"I get deep with the older cats, talking to them and playing with them," he says excitedly. "Their vibe, their energy onstage, everybody communicating -- it's just awesome. Jamming with Phil Upchurch [house guitarist for Chess Records in the early '60s] or Clyde Stubblefield [James Brown's drummer throughout the mid-'60s] is special for me. And for them, too, because it's their first time messing with a DJ. Older cats are hard to impress. Usually, they look at this generation and go, 'That's not music,' and this and that. And to learn stuff from them, vibe with them, and get their respect is special."

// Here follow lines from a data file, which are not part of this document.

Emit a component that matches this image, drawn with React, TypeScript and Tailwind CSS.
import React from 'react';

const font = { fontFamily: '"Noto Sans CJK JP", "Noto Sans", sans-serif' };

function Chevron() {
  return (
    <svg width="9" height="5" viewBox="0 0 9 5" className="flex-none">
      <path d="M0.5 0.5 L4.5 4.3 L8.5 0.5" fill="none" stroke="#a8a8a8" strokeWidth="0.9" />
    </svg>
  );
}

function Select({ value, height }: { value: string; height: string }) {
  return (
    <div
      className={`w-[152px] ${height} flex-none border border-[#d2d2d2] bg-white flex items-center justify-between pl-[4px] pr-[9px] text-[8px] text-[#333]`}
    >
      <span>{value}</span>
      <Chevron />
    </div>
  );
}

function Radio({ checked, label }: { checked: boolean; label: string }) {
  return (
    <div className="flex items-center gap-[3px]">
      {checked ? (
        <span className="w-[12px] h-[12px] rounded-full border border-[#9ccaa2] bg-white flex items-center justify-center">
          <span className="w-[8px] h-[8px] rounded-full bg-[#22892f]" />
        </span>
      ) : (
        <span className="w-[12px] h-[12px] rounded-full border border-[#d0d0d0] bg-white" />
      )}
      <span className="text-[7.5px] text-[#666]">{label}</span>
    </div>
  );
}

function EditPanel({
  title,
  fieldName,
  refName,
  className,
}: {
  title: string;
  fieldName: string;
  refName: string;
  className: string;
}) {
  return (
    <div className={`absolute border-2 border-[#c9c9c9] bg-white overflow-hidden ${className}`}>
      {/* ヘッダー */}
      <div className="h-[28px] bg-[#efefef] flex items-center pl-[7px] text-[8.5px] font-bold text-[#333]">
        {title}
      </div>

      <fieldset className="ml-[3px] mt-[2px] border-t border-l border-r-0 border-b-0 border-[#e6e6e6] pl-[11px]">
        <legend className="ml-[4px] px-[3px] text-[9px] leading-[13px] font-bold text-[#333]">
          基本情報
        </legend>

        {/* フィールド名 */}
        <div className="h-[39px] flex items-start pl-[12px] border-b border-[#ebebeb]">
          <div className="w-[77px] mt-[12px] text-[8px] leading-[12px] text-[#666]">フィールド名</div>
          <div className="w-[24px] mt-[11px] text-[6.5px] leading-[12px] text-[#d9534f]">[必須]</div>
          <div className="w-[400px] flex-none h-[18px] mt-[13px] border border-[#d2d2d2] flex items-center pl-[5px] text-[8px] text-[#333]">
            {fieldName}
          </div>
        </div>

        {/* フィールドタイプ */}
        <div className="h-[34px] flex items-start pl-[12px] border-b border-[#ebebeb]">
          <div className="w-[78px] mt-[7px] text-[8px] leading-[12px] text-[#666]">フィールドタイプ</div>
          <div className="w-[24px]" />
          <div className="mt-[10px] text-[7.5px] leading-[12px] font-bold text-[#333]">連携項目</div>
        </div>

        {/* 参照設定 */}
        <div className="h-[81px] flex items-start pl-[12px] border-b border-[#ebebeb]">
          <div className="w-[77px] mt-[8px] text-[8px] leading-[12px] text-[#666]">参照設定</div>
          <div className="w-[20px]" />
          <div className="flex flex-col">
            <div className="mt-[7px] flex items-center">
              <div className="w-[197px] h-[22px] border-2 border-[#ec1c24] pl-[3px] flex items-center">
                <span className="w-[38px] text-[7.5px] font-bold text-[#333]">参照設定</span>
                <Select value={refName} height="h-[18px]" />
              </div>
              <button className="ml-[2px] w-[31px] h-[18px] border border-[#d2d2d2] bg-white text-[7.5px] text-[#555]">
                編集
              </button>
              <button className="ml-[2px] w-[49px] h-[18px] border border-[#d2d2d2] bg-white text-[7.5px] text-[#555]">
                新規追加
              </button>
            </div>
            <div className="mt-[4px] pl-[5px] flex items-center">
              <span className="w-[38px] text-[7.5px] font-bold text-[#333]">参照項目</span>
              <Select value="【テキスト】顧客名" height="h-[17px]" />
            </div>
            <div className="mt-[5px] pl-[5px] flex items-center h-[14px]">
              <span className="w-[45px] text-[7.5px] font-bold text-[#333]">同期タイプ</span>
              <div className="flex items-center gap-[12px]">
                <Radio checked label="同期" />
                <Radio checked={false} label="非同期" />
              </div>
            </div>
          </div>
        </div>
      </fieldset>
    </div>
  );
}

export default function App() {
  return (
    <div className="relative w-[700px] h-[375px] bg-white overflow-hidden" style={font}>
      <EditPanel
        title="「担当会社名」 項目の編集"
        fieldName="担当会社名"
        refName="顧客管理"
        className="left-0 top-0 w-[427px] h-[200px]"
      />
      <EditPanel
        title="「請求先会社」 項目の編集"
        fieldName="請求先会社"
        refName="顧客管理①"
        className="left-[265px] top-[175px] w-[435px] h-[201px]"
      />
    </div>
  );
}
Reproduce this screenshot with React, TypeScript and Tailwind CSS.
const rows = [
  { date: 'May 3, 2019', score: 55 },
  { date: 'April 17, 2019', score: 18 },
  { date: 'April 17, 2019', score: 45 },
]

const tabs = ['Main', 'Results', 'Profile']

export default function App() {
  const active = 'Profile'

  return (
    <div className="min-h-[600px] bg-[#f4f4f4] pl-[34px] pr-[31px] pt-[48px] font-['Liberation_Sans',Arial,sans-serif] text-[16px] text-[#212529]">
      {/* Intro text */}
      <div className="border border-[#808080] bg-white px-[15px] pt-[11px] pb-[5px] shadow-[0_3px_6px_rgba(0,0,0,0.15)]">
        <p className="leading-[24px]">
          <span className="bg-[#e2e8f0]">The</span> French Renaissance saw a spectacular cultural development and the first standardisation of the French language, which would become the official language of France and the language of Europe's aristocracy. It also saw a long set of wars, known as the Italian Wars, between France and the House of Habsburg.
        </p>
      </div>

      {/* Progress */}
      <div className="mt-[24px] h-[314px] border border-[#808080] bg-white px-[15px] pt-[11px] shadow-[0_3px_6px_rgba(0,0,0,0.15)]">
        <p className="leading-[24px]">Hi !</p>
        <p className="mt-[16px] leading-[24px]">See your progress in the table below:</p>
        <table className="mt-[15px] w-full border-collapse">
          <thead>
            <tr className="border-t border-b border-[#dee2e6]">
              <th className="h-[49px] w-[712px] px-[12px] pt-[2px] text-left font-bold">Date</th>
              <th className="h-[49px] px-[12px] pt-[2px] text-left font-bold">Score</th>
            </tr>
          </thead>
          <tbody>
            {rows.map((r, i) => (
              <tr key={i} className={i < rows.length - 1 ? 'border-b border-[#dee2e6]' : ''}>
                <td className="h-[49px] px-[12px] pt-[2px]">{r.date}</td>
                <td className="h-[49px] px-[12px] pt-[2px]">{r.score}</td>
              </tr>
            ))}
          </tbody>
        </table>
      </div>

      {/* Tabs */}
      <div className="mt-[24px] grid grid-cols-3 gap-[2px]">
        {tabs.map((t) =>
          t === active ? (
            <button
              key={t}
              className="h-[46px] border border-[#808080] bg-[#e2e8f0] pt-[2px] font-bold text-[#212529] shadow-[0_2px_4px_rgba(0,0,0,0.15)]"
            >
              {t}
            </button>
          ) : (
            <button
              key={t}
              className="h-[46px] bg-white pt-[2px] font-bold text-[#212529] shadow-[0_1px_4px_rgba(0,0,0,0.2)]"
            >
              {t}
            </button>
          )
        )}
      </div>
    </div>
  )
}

Until relatively recently, respect for those rocking the ones and twos was all but nonexistent, except in beat junkie circles. But over the past decade, the art of the DJ has come a long way. In the early '90s, the idea of DJs flashing their skills in rock bands and grooving with other musicians was a dream for rock kids who loved hip-hop. The progressive notions of turntablism were a minor side note, the lessons of DST's moves on Herbie Hancock's "Rockit" clear to only a few. But turn on rock radio or MTV nowadays, and you can't help but feel the scratch. It's an omnipresent nightmare, filled with aggro nods for metalheads and fashionable wicky-wicky for pop poseurs. C'mon, just what the hell is that DJ in Sugar Ray there for?
That is where 30-year-old Logic stands out. A hip-hop head who grew up in the Bronx and just happened to get involved with some leading members of New York's experimental jazz and rock fringe, Logic has become the first DJ to develop a rep by jamming with some mighty players (everyone from master guitarist Marc Ribot to bluegrass legend Del McCoury). In the jambands.com universe, where house beats and hip-hop breaks have previously been more admired than craved, Logic has been one of the bridge builders between the improvised blowing sessions that heads have long seen as dance parties and the beats-oriented club music that DJs specialize in. In his world, they're equally crucial.

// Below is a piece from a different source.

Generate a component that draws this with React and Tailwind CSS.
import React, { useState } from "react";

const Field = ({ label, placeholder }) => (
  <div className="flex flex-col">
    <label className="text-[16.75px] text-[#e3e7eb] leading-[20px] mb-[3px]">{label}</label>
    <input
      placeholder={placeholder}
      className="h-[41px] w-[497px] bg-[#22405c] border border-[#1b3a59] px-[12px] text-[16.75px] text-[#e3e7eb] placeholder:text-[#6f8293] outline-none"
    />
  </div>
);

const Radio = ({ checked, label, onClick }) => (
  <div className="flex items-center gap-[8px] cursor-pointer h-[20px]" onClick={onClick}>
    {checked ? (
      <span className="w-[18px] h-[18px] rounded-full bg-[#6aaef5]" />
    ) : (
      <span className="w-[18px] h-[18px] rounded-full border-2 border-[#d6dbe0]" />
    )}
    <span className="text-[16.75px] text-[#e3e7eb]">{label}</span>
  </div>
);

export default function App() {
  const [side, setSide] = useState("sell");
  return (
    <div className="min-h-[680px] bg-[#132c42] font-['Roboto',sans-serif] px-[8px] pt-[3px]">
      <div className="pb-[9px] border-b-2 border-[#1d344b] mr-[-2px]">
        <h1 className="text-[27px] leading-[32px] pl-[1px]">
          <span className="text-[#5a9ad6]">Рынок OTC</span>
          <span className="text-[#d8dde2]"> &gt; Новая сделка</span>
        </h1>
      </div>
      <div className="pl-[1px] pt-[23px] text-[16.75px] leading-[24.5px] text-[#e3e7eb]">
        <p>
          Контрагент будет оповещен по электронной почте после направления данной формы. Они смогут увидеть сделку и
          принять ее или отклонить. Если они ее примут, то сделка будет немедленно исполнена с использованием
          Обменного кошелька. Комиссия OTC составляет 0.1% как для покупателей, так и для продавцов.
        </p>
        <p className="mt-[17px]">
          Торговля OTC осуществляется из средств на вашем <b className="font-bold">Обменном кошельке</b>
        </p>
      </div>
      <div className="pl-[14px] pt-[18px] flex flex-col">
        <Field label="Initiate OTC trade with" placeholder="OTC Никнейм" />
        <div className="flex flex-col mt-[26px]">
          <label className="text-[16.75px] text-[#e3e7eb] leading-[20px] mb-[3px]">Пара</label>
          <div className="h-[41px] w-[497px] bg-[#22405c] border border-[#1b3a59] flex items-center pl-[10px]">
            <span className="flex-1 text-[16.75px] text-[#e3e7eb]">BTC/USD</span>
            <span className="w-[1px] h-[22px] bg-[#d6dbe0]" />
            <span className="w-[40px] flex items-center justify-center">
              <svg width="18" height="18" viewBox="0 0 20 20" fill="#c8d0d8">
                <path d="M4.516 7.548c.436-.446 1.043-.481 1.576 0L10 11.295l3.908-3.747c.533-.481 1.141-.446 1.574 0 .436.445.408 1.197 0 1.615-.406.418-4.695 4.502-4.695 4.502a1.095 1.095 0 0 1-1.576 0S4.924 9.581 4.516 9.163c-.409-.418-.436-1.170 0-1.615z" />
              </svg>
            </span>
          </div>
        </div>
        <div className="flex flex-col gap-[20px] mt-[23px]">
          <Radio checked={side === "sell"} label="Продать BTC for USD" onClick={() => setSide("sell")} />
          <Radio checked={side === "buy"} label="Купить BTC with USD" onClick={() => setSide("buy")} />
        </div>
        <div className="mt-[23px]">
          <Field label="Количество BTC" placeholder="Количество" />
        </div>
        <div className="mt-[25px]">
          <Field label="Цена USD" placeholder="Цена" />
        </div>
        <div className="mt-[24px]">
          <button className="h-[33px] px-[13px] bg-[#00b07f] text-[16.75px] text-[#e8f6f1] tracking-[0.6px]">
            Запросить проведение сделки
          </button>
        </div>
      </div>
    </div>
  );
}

Don't underestimate the importance of being in the moment. Where many skilled DJs currently interacting with live musicians stick to their scripted parts -- be it Kid Koala fucking around with Bullfrog or the X-ecutioners guesting with Linkin Park -- Logic lives for the feel. "My style's all improv. I never mark [my] records -- I go by ear. I already know what's on the record, and when I drop the needle and cue it up, I'm already there."
It's a style he developed as a teenager, through a back-and-forth with some of the finest improvisers on the downtown scene. In his initial musical foray as a DJ for Eye and I -- a late-'80s New York funk-rock quintet that also featured future Prince collaborator D.K. Dyson on vocals and bassist supremo Melvin Gibbs (Defunkt, Rollins Band) -- Logic learned the secrets of interacting with live musicians. "I had to find my groove around what everybody was doing, play my role. At the time, I wasn't looking at it like that -- I was looking at the musicians as a third turntable. That's how I was able to blend in to what they were doing. Not too much scratching, but throwing in sounds behind the groove or in the bridge or in the chorus part, basically learning my musical technique and letting it stretch."

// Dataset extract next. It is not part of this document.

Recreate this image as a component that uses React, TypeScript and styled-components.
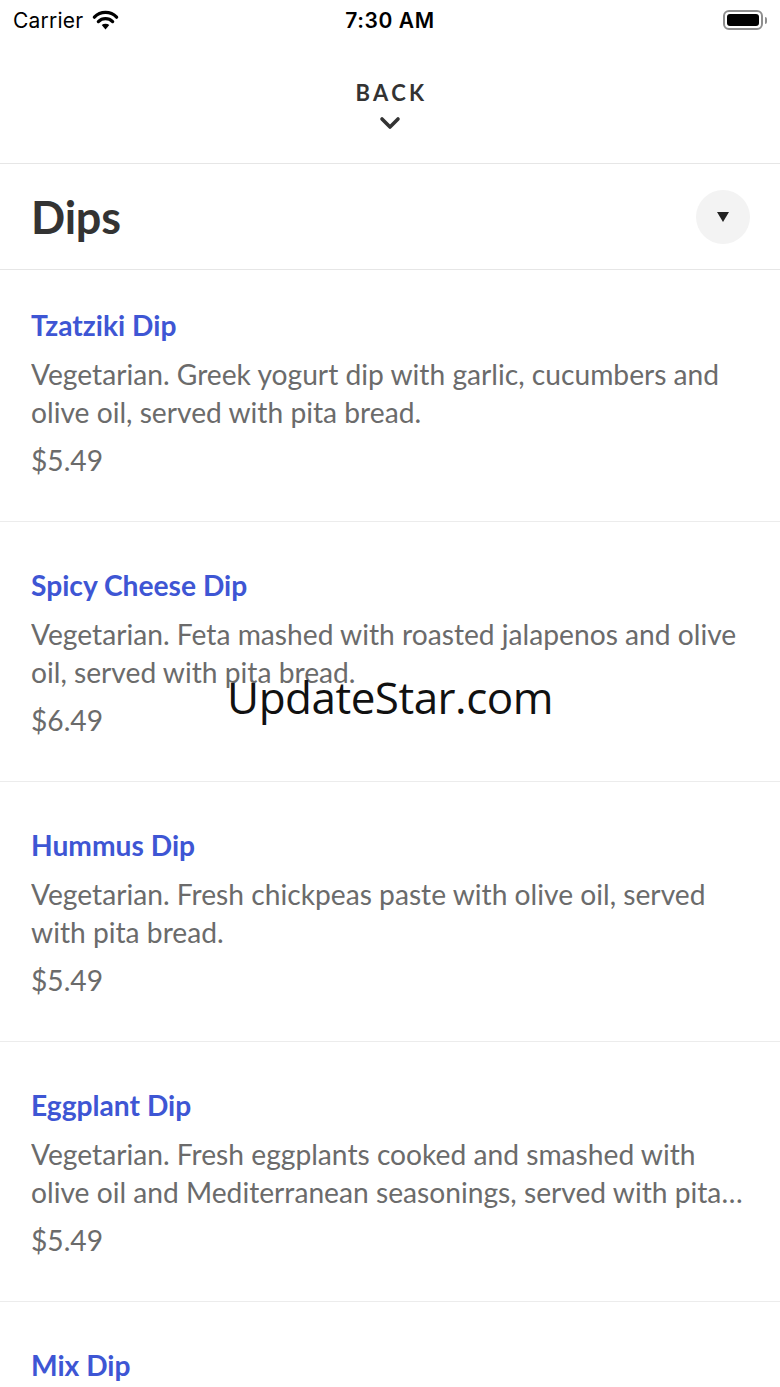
import styled, { createGlobalStyle } from "styled-components";

const GlobalStyle = createGlobalStyle`
  html, body {
    margin: 0;
    padding: 0;
    background: #ffffff;
  }
  * {
    box-sizing: border-box;
  }
`;

const Screen = styled.div`
  position: relative;
  width: 780px;
  height: 1387px;
  overflow: hidden;
  background: #ffffff;
  font-family: Lato, "Noto Sans", sans-serif;
`;

const StatusBar = styled.div`
  height: 40px;
  display: grid;
  grid-template-columns: 1fr auto 1fr;
  align-items: center;
  padding: 0 13px;
  font-family: Inter, Roboto, "Liberation Sans", sans-serif;
  color: #000;
`;

const Carrier = styled.div`
  display: flex;
  align-items: center;
  gap: 9px;
  font-size: 21px;
  letter-spacing: 0.2px;
`;

const Clock = styled.div`
  font-size: 21px;
  font-weight: 600;
  letter-spacing: 0.6px;
`;

const Battery = styled.div`
  justify-self: end;
  display: flex;
  align-items: center;
  gap: 2px;
`;

const BatteryBody = styled.div`
  width: 40px;
  height: 20px;
  border: 2px solid #8e8e8e;
  border-radius: 6px;
  padding: 2px;

  &::after {
    content: "";
    display: block;
    width: 100%;
    height: 100%;
    background: #000;
    border-radius: 3px;
  }
`;

const BatteryCap = styled.div`
  width: 2px;
  height: 7px;
  background: #8e8e8e;
  border-radius: 0 2px 2px 0;
`;

const BackBar = styled.div`
  height: 124px;
  display: flex;
  flex-direction: column;
  align-items: center;
  padding-top: 40px;
  border-bottom: 1.5px solid #e6e6e6;
`;

const BackLabel = styled.div`
  font-size: 22px;
  font-weight: 700;
  letter-spacing: 3.3px;
  color: #333;
  line-height: 26px;
  padding-left: 3px;
`;

const Chevron = styled.svg`
  margin-top: 10px;
`;

const CategoryHeader = styled.div`
  height: 106px;
  display: flex;
  align-items: center;
  justify-content: space-between;
  padding: 0 30px 0 31px;
  border-bottom: 1.5px solid #e6e6e6;
`;

const CategoryTitle = styled.h1`
  margin: 0;
  font-size: 45px;
  font-weight: 700;
  color: #333;
  letter-spacing: -0.2px;
`;

const DropButton = styled.div`
  width: 54px;
  height: 54px;
  border-radius: 50%;
  background: #f3f3f3;
  display: flex;
  align-items: center;
  justify-content: center;
`;

const List = styled.div`
  display: flex;
  flex-direction: column;
`;

const Item = styled.div<{ $first?: boolean }>`
  height: ${(p) => (p.$first ? 252 : 260)}px;
  padding: ${(p) => (p.$first ? 37 : 45)}px 32px 0 31px;
  border-bottom: 1.5px solid #ececec;
`;

const ItemName = styled.div`
  font-size: 28.2px;
  font-weight: 700;
  color: #3e56d4;
  line-height: 36px;
`;

const ItemDesc = styled.div`
  margin-top: 12px;
  font-size: 28.2px;
  line-height: 38px;
  color: #6b6b6b;
  display: -webkit-box;
  -webkit-line-clamp: 2;
  -webkit-box-orient: vertical;
  overflow: hidden;
`;

const ItemPrice = styled.div`
  margin-top: 10px;
  font-size: 28.2px;
  line-height: 38px;
  color: #6b6b6b;
`;

const Watermark = styled.div`
  position: absolute;
  left: 0;
  right: 0;
  top: 667px;
  text-align: center;
  font-family: "Open Sans", "Noto Sans", sans-serif;
  font-size: 44px;
  color: #111;
  letter-spacing: -0.5px;
  pointer-events: none;
`;

const items = [
  {
    name: "Tzatziki Dip",
    desc: "Vegetarian. Greek yogurt dip with garlic, cucumbers and olive oil, served with pita bread.",
    price: "$5.49",
  },
  {
    name: "Spicy Cheese Dip",
    desc: "Vegetarian. Feta mashed with roasted jalapenos and olive oil, served with pita bread.",
    price: "$6.49",
  },
  {
    name: "Hummus Dip",
    desc: "Vegetarian. Fresh chickpeas paste with olive oil, served with pita bread.",
    price: "$5.49",
  },
  {
    name: "Eggplant Dip",
    desc: "Vegetarian. Fresh eggplants cooked and smashed with olive oil and Mediterranean seasonings, served with pita bread.",
    price: "$5.49",
  },
  {
    name: "Mix Dip",
    desc: "Vegetarian. Tzatziki, spicy cheese, hummus and eggplant dips, served with pita bread.",
    price: "$8.49",
  },
];

const WifiIcon = () => (
  <svg width="27" height="20" viewBox="0 0 24 18">
    <path d="M12 17.5 L8.6 13.6 A5 5 0 0 1 15.4 13.6 Z" fill="#000" />
    <path
      d="M5.6 10.4 A9 9 0 0 1 18.4 10.4"
      stroke="#000"
      strokeWidth="3"
      fill="none"
      strokeLinecap="round"
    />
    <path
      d="M2 6.4 A14 14 0 0 1 22 6.4"
      stroke="#000"
      strokeWidth="3"
      fill="none"
      strokeLinecap="round"
    />
  </svg>
);

export default function App() {
  return (
    <>
      <GlobalStyle />
      <Screen>
        <StatusBar>
          <Carrier>
            Carrier
            <WifiIcon />
          </Carrier>
          <Clock>7:30 AM</Clock>
          <Battery>
            <BatteryBody />
            <BatteryCap />
          </Battery>
        </StatusBar>

        <BackBar>
          <BackLabel>BACK</BackLabel>
          <Chevron width="22" height="14" viewBox="0 0 22 14">
            <path
              d="M3 3 L11 11 L19 3"
              stroke="#333"
              strokeWidth="3.6"
              fill="none"
              strokeLinecap="round"
              strokeLinejoin="round"
            />
          </Chevron>
        </BackBar>

        <CategoryHeader>
          <CategoryTitle>Dips</CategoryTitle>
          <DropButton>
            <svg width="12" height="10" viewBox="0 0 12 10">
              <path d="M0 0 H12 L6 10 Z" fill="#222" />
            </svg>
          </DropButton>
        </CategoryHeader>

        <List>
          {items.map((item, i) => (
            <Item key={item.name} $first={i === 0}>
              <ItemName>{item.name}</ItemName>
              <ItemDesc>{item.desc}</ItemDesc>
              <ItemPrice>{item.price}</ItemPrice>
            </Item>
          ))}
        </List>

        <Watermark>UpdateStar.com</Watermark>
      </Screen>
    </>
  );
}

The demise of Eye and I led Logic to hang at the original Knitting Factory, the downtown N.Y.C. club that, in the early '90s, served as a musical hothouse for fusion-minded experimentalists.
"Melvin used to gig over there, doing all improvised [stuff]. He was like 'Why don't you come on in and jam with us?' It was something new, seeing what I can do around jazz musicians. [When] I walked up in there with turntables, everybody was like 'Wow.' It was the first time that they'd seen a DJ improvising. It was a whole other experience, but it was also fun. Melvin and the others were already looking at me as a musician, but I was so young, I didn't really know that. I would make my groove around each instrument, from the sax to the drums to the percussionists, just trying to find the right colors to blend with what they were doing. Basically, learning to communicate within that whole improvised scene."
Participation in the Knitting Factory jams was like admission to an exclusive club, featuring a posse that appealed equally to jazz purists and jam freaks. Not only have these decade-long relationships led Logic to seemingly lifelong collaborations -- '99's Project Logic and last year's The Anomaly are both packed with Knitting Factory alumni -- they also introduced Logic to Medeski, Martin & Wood. And it was this relationship that helped Logic showcase his skills to a world of post-Phish jam kids.
So how does someone weaned on Kool DJ Herc and apprenticed under the long, didactic arms of Vernon Reid and Don Byron fit in with the hippie likes of former Grateful Dead guitarist Bob Weir, Béla Fleck & the Flecktones, and String Cheese Incident?
"You've got to have a different type of head [for every experience]," he concedes, "'cause you never know what to expect. Expect the unexpected, you know? Having an open ear musically, listening to different styles of music, playing with a lot of musicians -- I expect to be doing something different or coming up with something different every time."